Problem to solve: Show all lines holding the string "screenshot".

★ ★ ★ ★

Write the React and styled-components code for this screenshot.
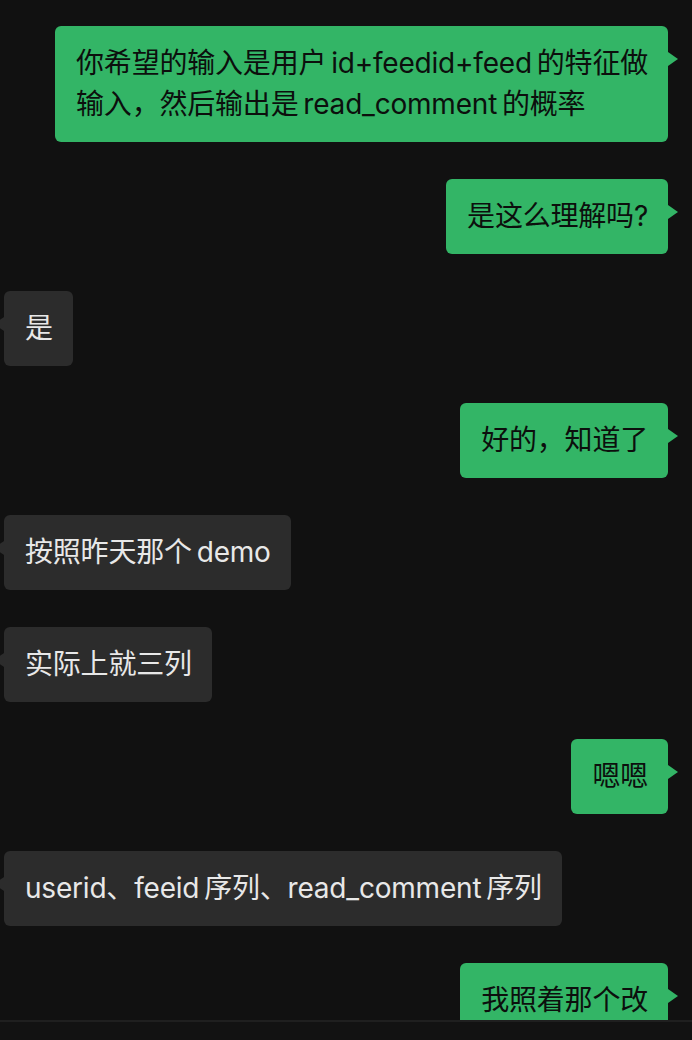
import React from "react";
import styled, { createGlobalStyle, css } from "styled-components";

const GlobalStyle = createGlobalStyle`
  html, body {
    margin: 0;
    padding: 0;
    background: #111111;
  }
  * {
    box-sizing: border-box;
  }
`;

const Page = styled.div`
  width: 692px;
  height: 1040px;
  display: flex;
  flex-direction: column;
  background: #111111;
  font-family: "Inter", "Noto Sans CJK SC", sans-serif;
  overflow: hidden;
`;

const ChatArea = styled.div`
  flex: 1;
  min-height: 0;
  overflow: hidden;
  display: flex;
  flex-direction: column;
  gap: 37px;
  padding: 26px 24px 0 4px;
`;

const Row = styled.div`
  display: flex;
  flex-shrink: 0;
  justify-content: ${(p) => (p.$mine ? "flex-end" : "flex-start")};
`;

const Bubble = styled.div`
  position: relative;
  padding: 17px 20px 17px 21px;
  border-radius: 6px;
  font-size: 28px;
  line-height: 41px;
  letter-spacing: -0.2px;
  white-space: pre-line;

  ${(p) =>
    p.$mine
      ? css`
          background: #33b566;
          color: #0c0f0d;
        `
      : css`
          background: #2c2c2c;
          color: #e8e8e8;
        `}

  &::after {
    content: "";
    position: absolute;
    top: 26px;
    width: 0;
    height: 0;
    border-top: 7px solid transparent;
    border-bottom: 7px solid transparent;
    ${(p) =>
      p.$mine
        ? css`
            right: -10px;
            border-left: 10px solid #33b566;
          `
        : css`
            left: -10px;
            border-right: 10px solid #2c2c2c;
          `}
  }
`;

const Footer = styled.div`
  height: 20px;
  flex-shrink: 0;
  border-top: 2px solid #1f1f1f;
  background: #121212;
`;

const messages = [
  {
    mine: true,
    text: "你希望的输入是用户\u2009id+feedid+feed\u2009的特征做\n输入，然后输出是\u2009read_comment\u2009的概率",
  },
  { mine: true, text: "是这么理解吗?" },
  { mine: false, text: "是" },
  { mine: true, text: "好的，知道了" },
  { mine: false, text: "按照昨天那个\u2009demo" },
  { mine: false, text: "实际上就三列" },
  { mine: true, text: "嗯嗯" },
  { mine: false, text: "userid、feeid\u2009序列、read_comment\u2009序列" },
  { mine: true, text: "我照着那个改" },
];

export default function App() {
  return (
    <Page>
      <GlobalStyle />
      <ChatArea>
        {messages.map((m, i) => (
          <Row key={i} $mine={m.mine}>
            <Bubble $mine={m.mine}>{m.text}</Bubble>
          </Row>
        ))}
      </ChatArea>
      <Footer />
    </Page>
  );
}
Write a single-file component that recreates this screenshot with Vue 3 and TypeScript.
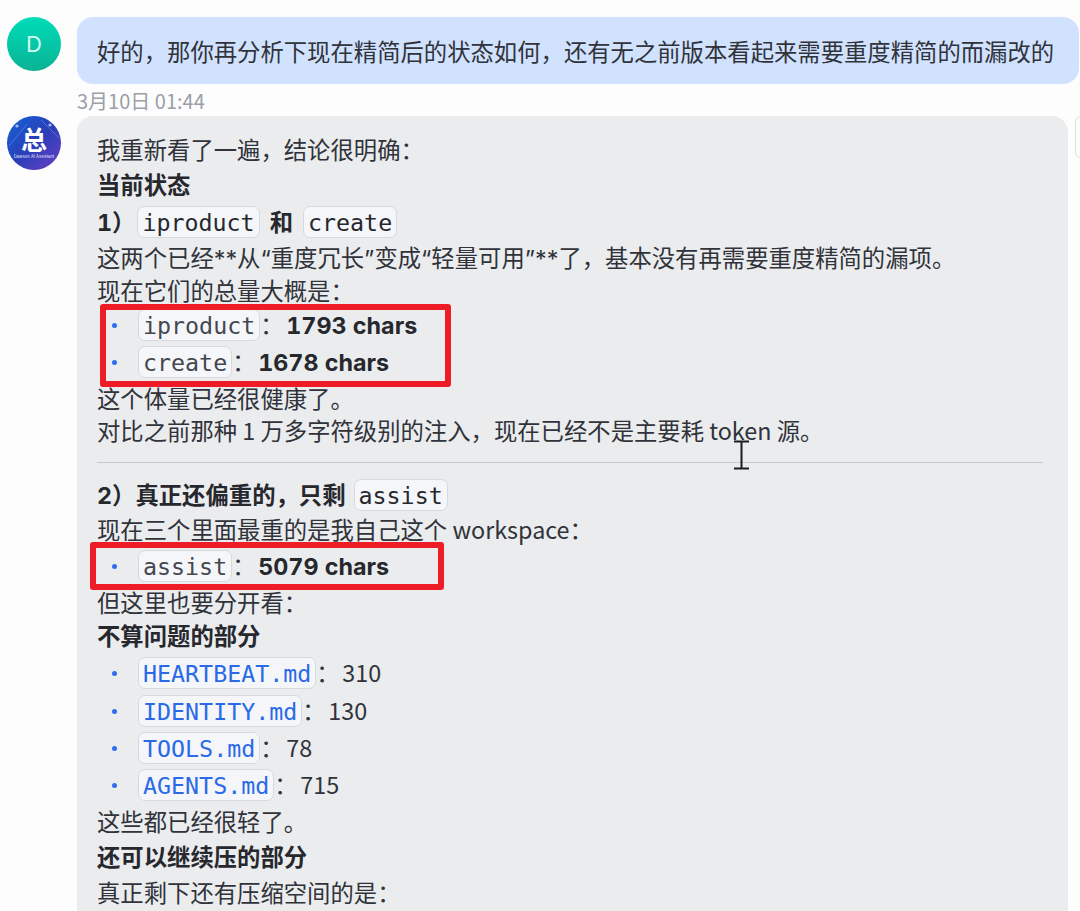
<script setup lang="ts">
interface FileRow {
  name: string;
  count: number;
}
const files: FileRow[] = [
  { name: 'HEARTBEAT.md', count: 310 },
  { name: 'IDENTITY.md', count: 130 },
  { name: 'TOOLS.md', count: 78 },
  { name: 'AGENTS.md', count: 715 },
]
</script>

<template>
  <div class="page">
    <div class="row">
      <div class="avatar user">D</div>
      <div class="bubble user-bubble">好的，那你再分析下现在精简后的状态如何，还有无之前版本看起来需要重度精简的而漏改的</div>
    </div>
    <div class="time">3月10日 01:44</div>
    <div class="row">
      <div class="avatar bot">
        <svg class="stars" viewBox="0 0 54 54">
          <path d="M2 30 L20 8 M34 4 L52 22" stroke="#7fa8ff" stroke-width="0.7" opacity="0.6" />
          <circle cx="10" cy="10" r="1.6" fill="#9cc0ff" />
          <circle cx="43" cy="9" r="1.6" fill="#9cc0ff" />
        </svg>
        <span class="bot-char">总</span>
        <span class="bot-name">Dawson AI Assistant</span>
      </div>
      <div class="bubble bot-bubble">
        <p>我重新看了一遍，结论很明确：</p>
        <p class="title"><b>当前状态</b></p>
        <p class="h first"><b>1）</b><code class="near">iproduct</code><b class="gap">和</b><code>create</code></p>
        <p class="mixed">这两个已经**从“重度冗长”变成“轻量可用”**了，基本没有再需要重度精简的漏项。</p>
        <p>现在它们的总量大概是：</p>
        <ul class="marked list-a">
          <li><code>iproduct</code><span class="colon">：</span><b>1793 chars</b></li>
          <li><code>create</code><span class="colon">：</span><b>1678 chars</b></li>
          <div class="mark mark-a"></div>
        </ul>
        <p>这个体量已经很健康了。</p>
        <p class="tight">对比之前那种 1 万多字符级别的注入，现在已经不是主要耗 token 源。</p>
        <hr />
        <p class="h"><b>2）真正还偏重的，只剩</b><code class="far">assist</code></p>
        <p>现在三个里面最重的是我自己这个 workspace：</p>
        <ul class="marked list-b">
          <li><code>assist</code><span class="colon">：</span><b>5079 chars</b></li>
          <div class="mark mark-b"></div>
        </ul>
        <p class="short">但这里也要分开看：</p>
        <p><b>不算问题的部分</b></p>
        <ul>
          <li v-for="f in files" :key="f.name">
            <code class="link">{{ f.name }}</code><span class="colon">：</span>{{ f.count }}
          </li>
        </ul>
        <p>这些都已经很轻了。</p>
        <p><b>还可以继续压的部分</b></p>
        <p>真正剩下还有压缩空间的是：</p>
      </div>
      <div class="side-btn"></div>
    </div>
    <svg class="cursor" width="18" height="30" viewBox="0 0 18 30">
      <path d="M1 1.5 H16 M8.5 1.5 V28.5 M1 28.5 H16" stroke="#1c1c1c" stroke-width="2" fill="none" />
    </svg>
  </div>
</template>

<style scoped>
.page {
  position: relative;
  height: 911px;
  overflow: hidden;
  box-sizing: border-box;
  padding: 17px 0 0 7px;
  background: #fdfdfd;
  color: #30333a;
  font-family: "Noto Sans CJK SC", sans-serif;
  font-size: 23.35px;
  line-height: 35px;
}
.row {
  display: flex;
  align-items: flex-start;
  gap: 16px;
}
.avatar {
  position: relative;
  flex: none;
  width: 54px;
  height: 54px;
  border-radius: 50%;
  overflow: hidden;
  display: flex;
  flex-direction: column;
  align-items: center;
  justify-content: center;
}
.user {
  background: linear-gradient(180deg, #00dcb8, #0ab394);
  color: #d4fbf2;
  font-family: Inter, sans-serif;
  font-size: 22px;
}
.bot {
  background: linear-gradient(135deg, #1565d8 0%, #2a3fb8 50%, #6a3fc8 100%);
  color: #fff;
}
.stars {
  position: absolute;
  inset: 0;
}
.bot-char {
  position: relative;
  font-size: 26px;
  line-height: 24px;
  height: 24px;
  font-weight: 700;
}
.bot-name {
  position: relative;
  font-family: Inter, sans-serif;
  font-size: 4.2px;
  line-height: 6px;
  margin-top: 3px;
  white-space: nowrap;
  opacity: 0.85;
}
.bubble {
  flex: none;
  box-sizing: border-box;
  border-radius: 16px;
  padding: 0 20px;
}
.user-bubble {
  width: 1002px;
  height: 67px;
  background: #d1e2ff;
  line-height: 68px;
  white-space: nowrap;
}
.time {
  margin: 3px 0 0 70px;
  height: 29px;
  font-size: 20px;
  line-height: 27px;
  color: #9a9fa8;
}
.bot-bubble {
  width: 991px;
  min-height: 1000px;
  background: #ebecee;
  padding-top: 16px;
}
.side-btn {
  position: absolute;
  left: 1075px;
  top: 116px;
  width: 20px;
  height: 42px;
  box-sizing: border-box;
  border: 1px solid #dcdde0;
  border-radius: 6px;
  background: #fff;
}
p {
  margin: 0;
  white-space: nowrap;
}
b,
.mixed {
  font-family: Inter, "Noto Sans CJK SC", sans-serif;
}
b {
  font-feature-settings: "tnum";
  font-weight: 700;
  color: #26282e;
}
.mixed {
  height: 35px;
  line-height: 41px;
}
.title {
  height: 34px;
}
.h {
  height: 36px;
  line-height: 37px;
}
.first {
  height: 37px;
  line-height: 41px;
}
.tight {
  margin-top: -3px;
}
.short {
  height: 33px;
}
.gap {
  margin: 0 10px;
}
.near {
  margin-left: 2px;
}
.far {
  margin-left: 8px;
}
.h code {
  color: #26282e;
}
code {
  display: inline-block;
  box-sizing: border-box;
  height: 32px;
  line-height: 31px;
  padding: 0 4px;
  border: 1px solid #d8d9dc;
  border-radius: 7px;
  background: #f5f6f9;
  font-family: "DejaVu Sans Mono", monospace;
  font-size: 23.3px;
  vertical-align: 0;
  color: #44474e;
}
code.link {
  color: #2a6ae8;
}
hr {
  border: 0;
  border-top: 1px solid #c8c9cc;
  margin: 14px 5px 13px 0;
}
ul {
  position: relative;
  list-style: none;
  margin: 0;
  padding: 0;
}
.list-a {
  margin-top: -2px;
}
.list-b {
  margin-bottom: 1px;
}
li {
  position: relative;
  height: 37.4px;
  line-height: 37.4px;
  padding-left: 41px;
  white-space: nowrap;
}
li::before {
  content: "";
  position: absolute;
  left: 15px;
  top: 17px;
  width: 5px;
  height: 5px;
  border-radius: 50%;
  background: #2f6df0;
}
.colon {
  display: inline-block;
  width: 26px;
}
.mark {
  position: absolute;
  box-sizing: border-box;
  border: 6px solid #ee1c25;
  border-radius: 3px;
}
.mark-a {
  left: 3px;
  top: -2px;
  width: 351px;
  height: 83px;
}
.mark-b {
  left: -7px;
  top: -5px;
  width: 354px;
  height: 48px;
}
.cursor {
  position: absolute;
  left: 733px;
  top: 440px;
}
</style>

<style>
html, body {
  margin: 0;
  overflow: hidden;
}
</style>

★ ★ ★ ★

Response:
Write the React and styled-components code for this screenshot.
Write a single-file component that recreates this screenshot with Vue 3 and TypeScript.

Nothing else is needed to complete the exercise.